Christianity was seen as so emancipating for women in the third century that it caused Celsus to write scathingly about Christianity saying it was only suitable for women and slaves.[3]   What a glorious recommendation! Perhaps Australia needs to look to Jesus if it wants to take the sacredness and honour of women seriously – because the law of the jungle is not working out well.


[1] It has not been possible to city the original source of this statement – although it has been widely quoted.   You can find the quote cited in: R.L. Deffinbaugh, “The New Testament Church—The Role of Women”, Bible.org. (2004) – available at: https://bible.org/seriespage/6-new-testament-church-role-women   (Accessed on 14 February 2018).

[2]       Richard Dawkins, The God Delusion(New York: Bantam Books, 2006), p. 37.

[3]       Origin, Contra Celsus, Book 3, Chapter 59.

I am continually appalled at my level of ignorance and fearful of the potholes it provides for me to fall into.

And yet, there is a shy conviction within me that enables me not to be completely transfixed by the coming headlights of a fast-approaching atheistic society.

There are truths that are worth staking my life on. And the reason I can stake my life on them is because these truths are bigger than me. They are bigger than those I could have cooked up in my mind – and as such, these truths are beyond the tyrannous gravity of ego. They are eternal truths. They are magisterial… and they have stood the test of time.

There is therefore a real sense in which I understand that I am a custodian of something very precious; something lent to me for the brief season I am alive on the planet. And it is in every sense, good.

When modern philosophers tried to dispense with it, they didn’t do very well. The nineteenth century German philosopher, Friedrich Nietzsche, advocated the unfettered expression of personal power, a power untroubled by notions of truth or empathy. He became mad for the last ten years of his life before dying at the age of 55 – probably as a result of syphilis contracted during his sexual escapades.

The French philosopher, Jean-Paul Sartre, similarly trashed the idea of conventional truth and morality, scorning it as bourgeois. His thinking helped give momentum to Marxism’s deconstruction of Western civilization (and Christianity in particular) in the mid twentieth century, so that it could impose it own odious form of dehumanising totalitarianism. In the latter part of his life, Sartre became conflicted and disillusioned.A month before his death, he wrote these words in his journal:

‘… with this wretched gathering which our planet now is, despair returns to tempt me. The idea that there is no purpose, only petty personal ends for which we fight! We make little revolutions, but there is no goal for mankind. One cannot think of such things. They tempt you incessantly; especially if you are old . . . the world seems ugly, bad and without hope. There, that’s the cry of despair of an old man who will die in despair. But that’s exactly what I resist. I know I shall die in hope.
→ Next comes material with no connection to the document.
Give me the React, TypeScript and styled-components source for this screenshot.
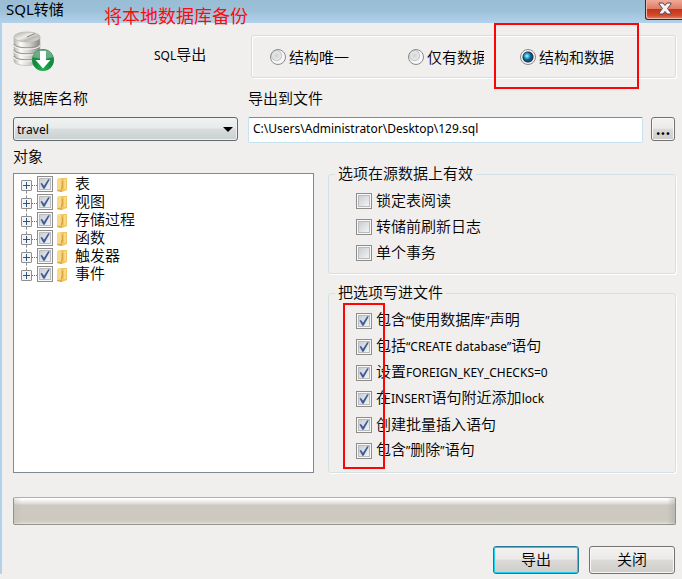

But that hope needs a foundation.

The French 20thcentury philosopher, Paul-Michel Foucault, is being lionised in many of our university’s philosophy departments. Foucault’s philosophy formed the basis for postmodernism and its trashing of all forms of truth. It brought him no joy, however, as Foucault’s mental landscape was characterised by the macabre, sado-masochism, homosexuality and rather distressingly, paedophilia. He often contemplated suicide. His sado-masochistic and homosexual escapades resulted in him dying of AIDs in 1984 at the age of 57.

Foucault was a lost soul who similarly didn’t thrive outside the safety barriers Christianity provided.

I have to wonder if Foucault really does represent the ‘gold standard’ for civilised philosophical discourse worthy of our next generation of societal opinion leaders. His answers to philosophy’s greatest questions of meaning, morality and destiny offer very little that is good, just or true.

No one is getting on without true truth… and no one is getting on very well without God.

So, may I ask? …How are you getting on?